Grant Shoults

Personal information
- National team: United States
- Born: June 6, 1997 (age 29)
- Height: 6 ft 0 in (183 cm)
- Weight: 190 lb (86 kg)

Sport
- Sport: Swimming
- Strokes: Freestyle
- Club: Mission Viejo Nadadores
- College team: Stanford University
- Coach: Bill Rose (Nadadores)

Medal record
Men's swimming
Representing the United States
World Junior Championships
| Gold medal – first place | 2015 Singapore | 400 m freestyle |
| Gold medal – first place | 2015 Singapore | 4×200 m freestyle |
| Silver medal – second place | 2015 Singapore | 200 m freestyle |
World University Games
| Silver medal – second place | 2017 Taipei | 4×200 m freestyle |
| Bronze medal – third place | 2017 Taipei | 400 m freestyle |

= Grant Shoults =

American swimmer (born 1997)

Grant Shoults (born June 6, 1997) is a retired American competitive swimmer who won the gold medal in the 400 meter freestyle at the 2015 FINA World Junior Swimming Championships in Singapore. He also won the silver medal in the 200 meter freestyle.

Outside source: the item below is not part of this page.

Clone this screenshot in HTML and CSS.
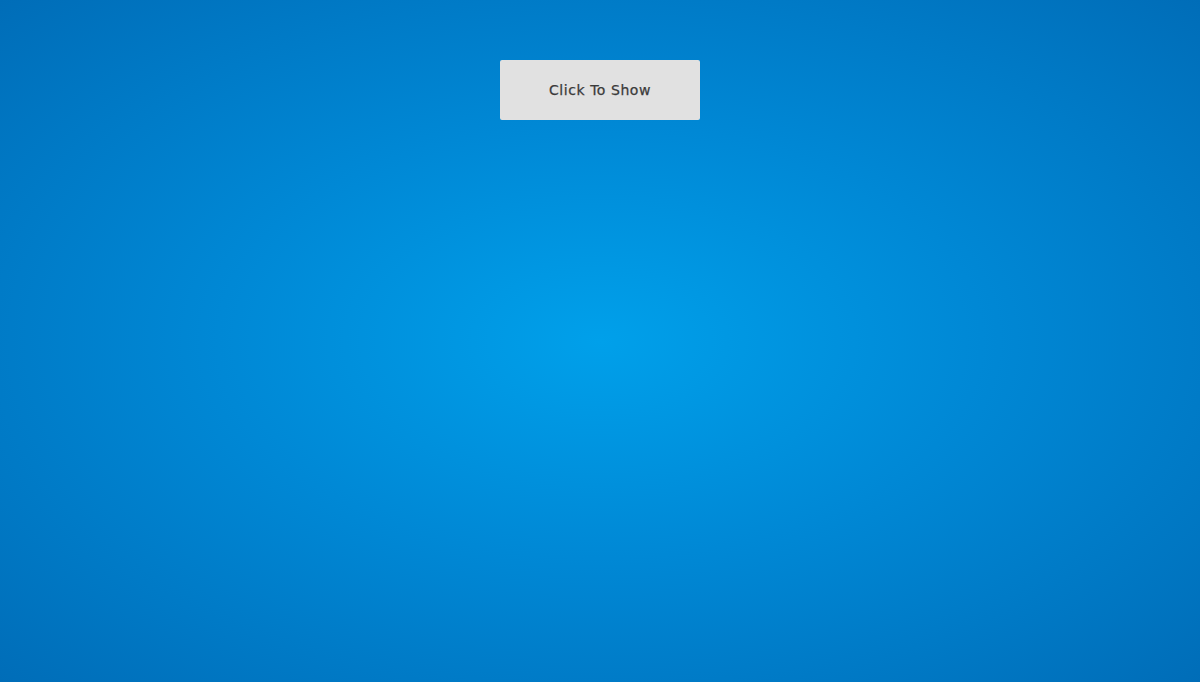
FILE: index.html
```html
<!DOCTYPE html>
<html lang="en">
<head>
<meta charset="utf-8">
<title>Click To Show</title>
<link rel="stylesheet" href="styles.css">
</head>
<body>
<main class="stage">
  <button class="show-btn" type="button">Click To Show</button>
</main>
</body>
</html>
```
FILE: styles.css
```css
html, body {
  margin: 0;
  height: 100%;
}
body {
  background: radial-gradient(ellipse at 50% 50%, #00a0ea 0%, #0088d5 45%, #006db8 100%);
  font-family: "DejaVu Sans", sans-serif;
}
.stage {
  display: flex;
  justify-content: center;
  padding-top: 60px;
}
.show-btn {
  width: 200px;
  height: 60px;
  border: none;
  border-radius: 2px;
  background: #e1e1e1;
  color: #3a3a3a;
  font-family: "DejaVu Sans", sans-serif;
  font-size: 14px;
  font-weight: 400;
  letter-spacing: 0.55px;
  -webkit-text-stroke: 0.25px #3a3a3a;
  cursor: pointer;
}
```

Together with his teammates, he holds the junior world record in the 4 × 200 m freestyle relay.

Shoults also participated in the 2014 Junior Pan Pacific Championships in Maui, Hawaii.

He attends Santa Margarita Catholic High School in Southern California and committed to swimming at Stanford in college in 2016.

In addition, Shoults has won several CIF titles.